There is no fundamental conflict between religion and science unless we create one. Both are routes to insight and awe, each "according to their kind". It is our own hearts and minds that create problems from them: by succumbing to the temptation of seeking fault lines instead of surveying the landscape as a whole.

May 17, 2014

Owing nothing

"I am God, your God. (...)
I will not accept a bull from your house,
or goats from your folds.
For every wild animal of the forest is mine,
the cattle on a thousand hills.
I know all the birds of the air,
and all that moves in the field is mine.

If I were hungry, I would not tell you,
for the world and all that is in it is mine.
Do I eat the flesh of bulls,
or drink the blood of goats?
Offer to God a sacrifice of thanksgiving
and pay your vows to the Most High.
Call on me in the day of trouble;
I will deliver you, and you shall glorify me."
Psalm 50:7-15 (NRSV).

Mulling over her part hilarious, part depressing observations at church, a witness to the fumbling and clunky ways we humans attempt to pay tribute to God, writer Annie Dillard concludes:
God does not demand that we give up our personal dignity [i.e., immerse ourselves in clunky church experience], that we throw in our lot with random people, that we lose ourselves and turn from all that is not him. God needs nothing, asks nothing, and demands nothing, like the stars. It is a life with God which demands these things. (...)
You do not have to do these things; not at all. God does not, I regret to report, give a hoot. You do not have to do these things--unless you want to know God. They work on you, not on him.
You do not have to sit outside in the dark. If, however, you want to look at the stars, you will find that darkness is necessary. But the stars neither require nor demand it.

God does care about us, of course. His healing power is woven into the very fabric of this world, always available to us as we heed its beckoning. On occasion, it even enters our lives, unbidden. But God doesn't require any particular ritual or faith practice. It is us who need those to know Him. 

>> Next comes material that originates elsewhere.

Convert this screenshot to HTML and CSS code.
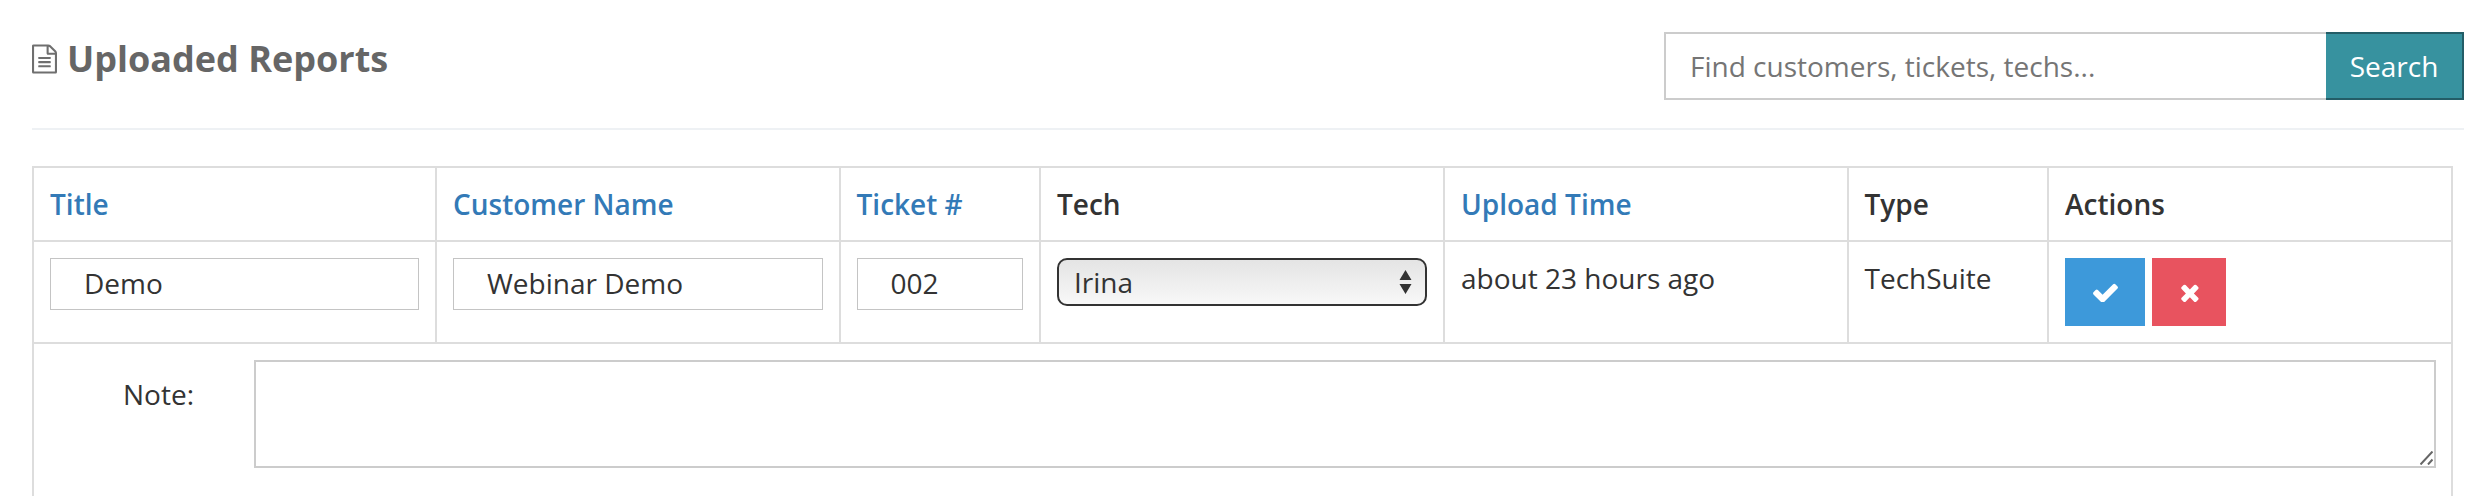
FILE: index.html
```html
<!DOCTYPE html>
<html lang="en">
<head>
<meta charset="utf-8">
<title>Uploaded Reports</title>
<link rel="stylesheet" href="styles.css">
</head>
<body>
<main class="page">
  <header class="page-head">
    <h1 class="page-title">
      <svg class="title-icon" viewBox="128 0 1536 1792" aria-hidden="true"><path d="M1596 380q28 28 48 76t20 88v1152q0 40-28 68t-68 28h-1344q-40 0-68-28t-28-68v-1600q0-40 28-68t68-28h896q40 0 88 20t76 48zm-444-244v376h376q-10-29-22-41l-313-313q-12-12-41-22zm384 1528v-1024h-416q-40 0-68-28t-28-68v-416h-768v1536h1280zm-1024-864q0-14 9-23t23-9h704q14 0 23 9t9 23v64q0 14-9 23t-23 9h-704q-14 0-23-9t-9-23v-64zm736 224q14 0 23 9t9 23v64q0 14-9 23t-23 9h-704q-14 0-23-9t-9-23v-64q0-14 9-23t23-9h704zm0 256q14 0 23 9t9 23v64q0 14-9 23t-23 9h-704q-14 0-23-9t-9-23v-64q0-14 9-23t23-9h704z"/></svg>
      Uploaded Reports
    </h1>
    <form class="search">
      <input class="search-input" type="text" placeholder="Find customers, tickets, techs...">
      <button class="search-btn" type="button">Search</button>
    </form>
  </header>

  <table class="reports">
    <colgroup>
      <col class="c-title"><col class="c-customer"><col class="c-ticket"><col class="c-tech"><col class="c-time"><col class="c-type"><col class="c-actions">
    </colgroup>
    <thead>
      <tr>
        <th><a href="#">Title</a></th>
        <th><a href="#">Customer Name</a></th>
        <th><a href="#">Ticket #</a></th>
        <th>Tech</th>
        <th><a href="#">Upload Time</a></th>
        <th>Type</th>
        <th>Actions</th>
      </tr>
    </thead>
    <tbody>
      <tr>
        <td><input class="cell-input" type="text" value="Demo"></td>
        <td><input class="cell-input" type="text" value="Webinar Demo"></td>
        <td><input class="cell-input" type="text" value="002"></td>
        <td>
          <div class="select-wrap">
            <select class="tech-select"><option>Irina</option></select>
            <svg class="select-arrows" viewBox="0 0 12 24" aria-hidden="true"><path d="M6 0l6 10H0zM6 24L0 14h12z"/></svg>
          </div>
        </td>
        <td>about 23 hours ago</td>
        <td>TechSuite</td>
        <td>
          <div class="actions">
            <button class="act act-ok" type="button"><svg class="check" viewBox="120 300 1552 1150" aria-hidden="true"><path d="M1671 566q0 40-28 68l-724 724-136 136q-28 28-68 28t-68-28l-136-136-362-362q-28-28-28-68t28-68l136-136q28-28 68-28t68 28l294 295 656-657q28-28 68-28t68 28l136 136q28 28 28 68z"/></svg></button>
            <button class="act act-no" type="button"><svg class="cross" viewBox="250 250 1240 1300" aria-hidden="true"><path d="M1490 1322q0 40-28 68l-136 136q-28 28-68 28t-68-28l-294-294-294 294q-28 28-68 28t-68-28l-136-136q-28-28-28-68t28-68l294-294-294-294q-28-28-28-68t28-68l136-136q28-28 68-28t68 28l294 294 294-294q28-28 68-28t68 28l136 136q28 28 28 68t-28 68l-294 294 294 294q28 28 28 68z"/></svg></button>
          </div>
        </td>
      </tr>
    </tbody>
  </table>

  <section class="note-row">
    <label class="note-label" for="note">Note:</label>
    <div class="note-field">
      <textarea class="note-input" id="note"></textarea>
      <svg class="note-grip" viewBox="0 0 13 14" aria-hidden="true"><path d="M0.5 13.5L12.5 0.5M8 13.5L12.5 8.5"/></svg>
    </div>
  </section>
</main>
</body>
</html>
```
FILE: styles.css
```css
* { box-sizing: border-box; }
html, body { margin: 0; height: 496px; overflow: hidden; background: #fff; }
body { font-family: "Open Sans", "Liberation Sans", sans-serif; font-size: 28px; color: #333; }
.page { padding: 32px 24px 0 32px; }

.page-head {
  display: flex;
  justify-content: space-between;
  align-items: flex-start;
  height: 98px;
  border-bottom: 2px solid #eef1f4;
}
.page-title {
  margin: 5px 0 0;
  display: flex;
  align-items: center;
  gap: 10px;
  font-size: 36px;
  line-height: 44px;
  font-weight: 700;
  color: #666;
}
.title-icon { width: 25px; height: 30px; fill: #6f6f6f; }

.search { display: flex; height: 68px; }
.search-input {
  width: 662px;
  height: 68px;
  padding: 0 24px;
  border: 2px solid #ccc;
  border-right: 0;
  font: 28px "Open Sans", sans-serif;
  color: #333;
  outline: 0;
}
.search-input::placeholder { color: #757575; opacity: 1; }
.search-btn {
  width: 138px;
  height: 68px;
  border: 2px solid #235d67;
  border-width: 2px 2px 2px 0;
  background: #37929f;
  color: #fff;
  font: 28px "Open Sans", sans-serif;
  padding: 0;
}

.reports {
  margin-top: 36px;
  width: 2419px;
  table-layout: fixed;
  border-collapse: collapse;
}
.c-title { width: 403px; }
.c-customer { width: 403.5px; }
.c-ticket { width: 200.5px; }
.c-tech { width: 404px; }
.c-time { width: 403.5px; }
.c-type { width: 200.5px; }
.c-actions { width: 404px; }
.reports th, .reports td {
  border: 2px solid #ddd;
  padding: 15px 16px;
  vertical-align: top;
  text-align: left;
}
.reports th {
  height: 74px;
  font-weight: 600;
  color: #333;
  line-height: 42px;
}
.reports th a { color: #337ab7; text-decoration: none; }
.reports td {
  height: 101px;
  padding-top: 16px;
  line-height: 40px;
  border-bottom: 0;
}

.cell-input {
  display: block;
  width: 100%;
  height: 52px;
  padding: 0 33px 2px;
  border: 1px solid #c4c4c4;
  font: 28px "Open Sans", sans-serif;
  color: #333;
  outline: 0;
}
.select-wrap { position: relative; }
.tech-select {
  display: block;
  width: 100%;
  height: 48px;
  padding: 0 15px;
  appearance: none;
  border: 2px solid #333;
  border-radius: 10px;
  background: linear-gradient(#e4e4e4, #f8f8f8);
  font: 28px "Open Sans", sans-serif;
  color: #333;
}
.select-arrows {
  position: absolute;
  right: 15px;
  top: 12px;
  width: 13px;
  height: 24px;
  fill: #333;
  pointer-events: none;
}

.actions { display: flex; gap: 7px; }
.act {
  height: 68px;
  border: 0;
  padding: 0;
  display: flex;
  align-items: center;
  justify-content: center;
}
.act svg { fill: #fff; }
.act-ok { width: 80px; background: #3d99da; }
.act-no { width: 74px; background: #e8535f; }
.check { width: 25px; height: 19px; }
.cross { width: 19px; height: 19px; }

.note-row {
  display: flex;
  width: 2421px;
  height: 160px;
  border: 2px solid #ddd;
  border-bottom: 0;
}
.note-label { width: 220px; padding: 32px 0 0 89px; line-height: 36px; color: #333; }
.note-field { position: relative; width: 2182px; height: 108px; margin-top: 16px; }
.note-input {
  display: block;
  width: 100%;
  height: 100%;
  border: 2px solid #ccc;
  outline: 0;
  background: #fff;
  resize: none;
}
.note-grip {
  position: absolute;
  right: 3px;
  bottom: 3px;
  width: 13px;
  height: 14px;
  fill: none;
  stroke: #666;
  stroke-width: 2;
  pointer-events: none;
}
```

Likewise, our gratefulness, our calls for help, our attempts to live a faithful life are not some spiritual tax we owe. Their purpose is to guide us into life abundant. Out of abundance, our songs of praise arise naturally.

May 16, 2014

Faith of experience, faith of practice

The other night, as I walked down the outside stairs of the building I work in, bathing in the red glow of the setting sun that reflected from the walls and illuminated the cityscape while blades of grass were shivering in the odd spring cold, I caught a glimpse of why I've (again) become discouraged with this blog.

What I've been doing here, mostly subconsciously, is try to share my experience of God in the hope of arriving at a way of thinking about God. Both has failed: for God cannot be captured or preempted in words. We have to experience Him in and through our lives: and experience constantly changes, it morphs, grows, and matures. On top of that, we all experience and think about God in different ways. What really matters is not so much what we say or think but that we integrate our experience, that we make it our home in Eternity.

In brief, what I've really been looking for was a way of practicing faith, and I may have found one. More on that later. In the meantime, may the Spirit be with you. He is there: in the splendor of morning's first rays, the darkening trek of clouds at dusk, the unrelenting heat of noon and the silence of midnight. All it takes to see is listening.